Israeli Prime Minister Benjamin Netanyahu compares Iran to the Nazis

The leader made the cutting remark on Israel's national Holocaust Remembrance Day

Kashmira Gander
Friday 17 April 2015 01:36
Israeli Prime Minister Benjamin Netanyahu delivers a speech during a ceremony marking the Holocaust Remembrance Day on April 15, 2015 at the Yad Vashem Holocaust memorial in Jerusalem.
Israeli Prime Minister Benjamin Netanyahu delivers a speech during a ceremony marking the Holocaust Remembrance Day on April 15, 2015 at the Yad Vashem Holocaust memorial in Jerusalem.

Israeli Prime Minister Benjamin Netanyahu has compared Iran to the Nazis, as the nation marked its Holocaust Remembrance Day.

The Prime Minister linked the genocide of 6 million Jews in World War II by the Nazis to Iran’s controversial nuclear program, citing past comments by the nation’s leaders on the destruction of Israel.

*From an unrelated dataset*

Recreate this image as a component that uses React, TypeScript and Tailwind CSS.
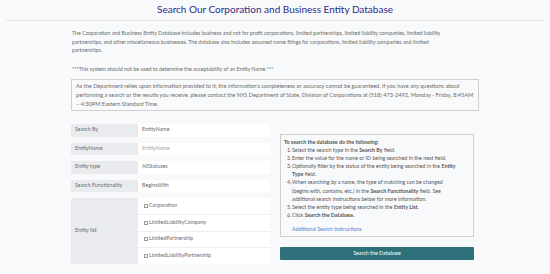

“As the Nazis strived to trample civilization and replace it with a 'master race' while destroying the Jewish people, so is Iran striving to take over the region and expand further with a declared goal of destroying the Jewish state,” Netanyahu said.

His comments came after the US, Iran and five other nations set a 30 June deadline to finalise a deal which would end western sanctions on the Islamic Republic in exchange for restrictions on its nuclear programme.

But Netanyahu has regarded the deal as a threat to his nation’s security.

“Instead of demanding Iran significantly dismantle its nuclear capabilities and conditioning lifting sanctions on it ending its aggressions, the world powers are retreating, leaving Iran with nuclear capabilities and even allowing it to expand them later on regardless to its actions in the Middle East and around the world,” Netanyahu said.

The annual memorial day is one of the most solemn on Israel's calendar, and sees the state come to a standstill for two minutes of remembrance.

Over the course of the day, Restaurants, cafes and places of entertainment shut down, while radio and TV programming is dedicated almost exclusively to documentaries about the Holocaust, and interviews with survivors.

Netanyahu spoke at a ceremony at Yad Vashem, during which six survivors lit six symbolic torches to commemorate the 6 million dead.

One of those was Shela Altaraz, the youngest of four children from Macedonia, whose whole family perished in the Holocaust.

During the war, she briefly found sanctuary in a Muslim village before falling ill with typhus and taken to a hospital. Eventually, she was put in a concentration camp where she was the only child. She would wake up screaming from nightmares but never uttered a word, earning the nickname “The Mute.”

“I'm angry at the world for not understanding and denying what happened and I am angry at myself for staying alive when so many others didn't,” she told The Associated Press. “I still live those days as if they were today but I'm proud that I live in a country where they cannot chase us anymore.”